I have many regrets for things I should have done, and could have done, and which always always always give rise to my deepest lament, my wish to have had a mentor to guide me in my life, someone who would have taken me aside and put me wise to the ways of the world; but I had no such mentor, and for every foolish mistake I made I paid dearly. This was my inspiration for my book of spiritual musings Stupidity Is Not a Gift of God.
But it was my lot to blaze my own trail, no doubt because the trail I had to blaze no one had blazed before me; and what mentor could have put me wise to that?
In Plato’s Apology Socrates said, “the unexamined life is not worth living,” and it could equally be said that the unlived life is a wasted life, and there was a time when I would have agreed with both of these points of view; but not today. Today I have a different perspective, and that’s what I’d like to explore in today’s spiritual musing…
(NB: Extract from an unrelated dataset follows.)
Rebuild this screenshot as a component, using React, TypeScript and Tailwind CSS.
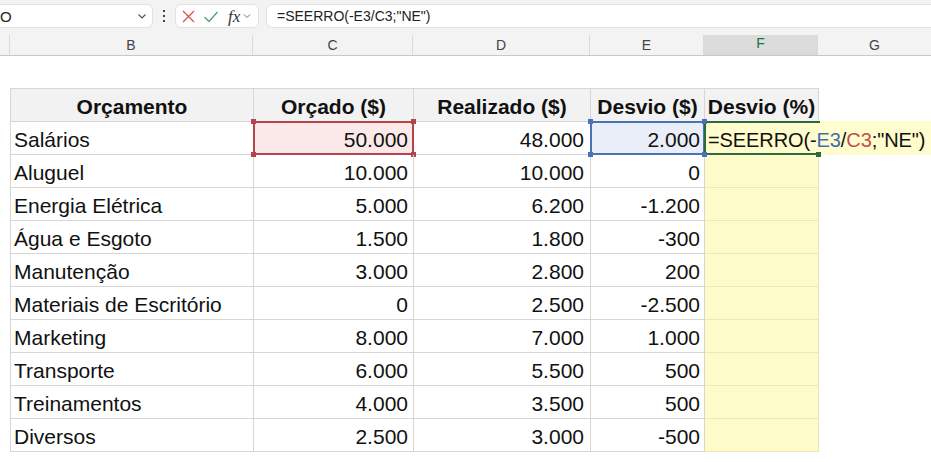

After I got this musing started, to the point where I felt I could proceed without serious digging (because I had found my entry into the idea that inspired it), I drove into Midland to get my weekend Globe &Mail and National Post, and as serendipity would have it, I picked up the August 2017 issue of Harper’s Magazine which had an article by Helen Vendler (I’m currently reading her book on Emily Dickinson) that was titled, “American Expansion, The innovations of A. R. Ammons,” and she quoted  a poem by Ammons that spoke directly (will these coincidences never cease!) to today’s spiritual musing: —

Easter Morning

I have a life that did not become,
that turned aside and stopped,
astonished:
I hold it in me like a pregnancy or
on my lap as a child
not to grow or grow old but dwell on

it is to his grave I most
frequently return and return
to ask what is wrong, what was
wrong, to see it all by
the light of a different necessity
but the grave will not heal
and the child,
stirring, must share my grave
with me, an old man having
gotten by on what was left.

That’s what A. E. Housman’s little poem speaks to, “the land of lost content” that A R. Ammons calls a “pregnancy” and “lost child,” the unlived life; and even though I have many regrets for things I should and could have done, I did fulfill my soul’s longing for wholeness and completeness; but still, I have a melancholy feeling for my land of lost content, and even though I look back on my life now “by the light of a different necessity,” I cannot help but feel that I could have done more, so much more.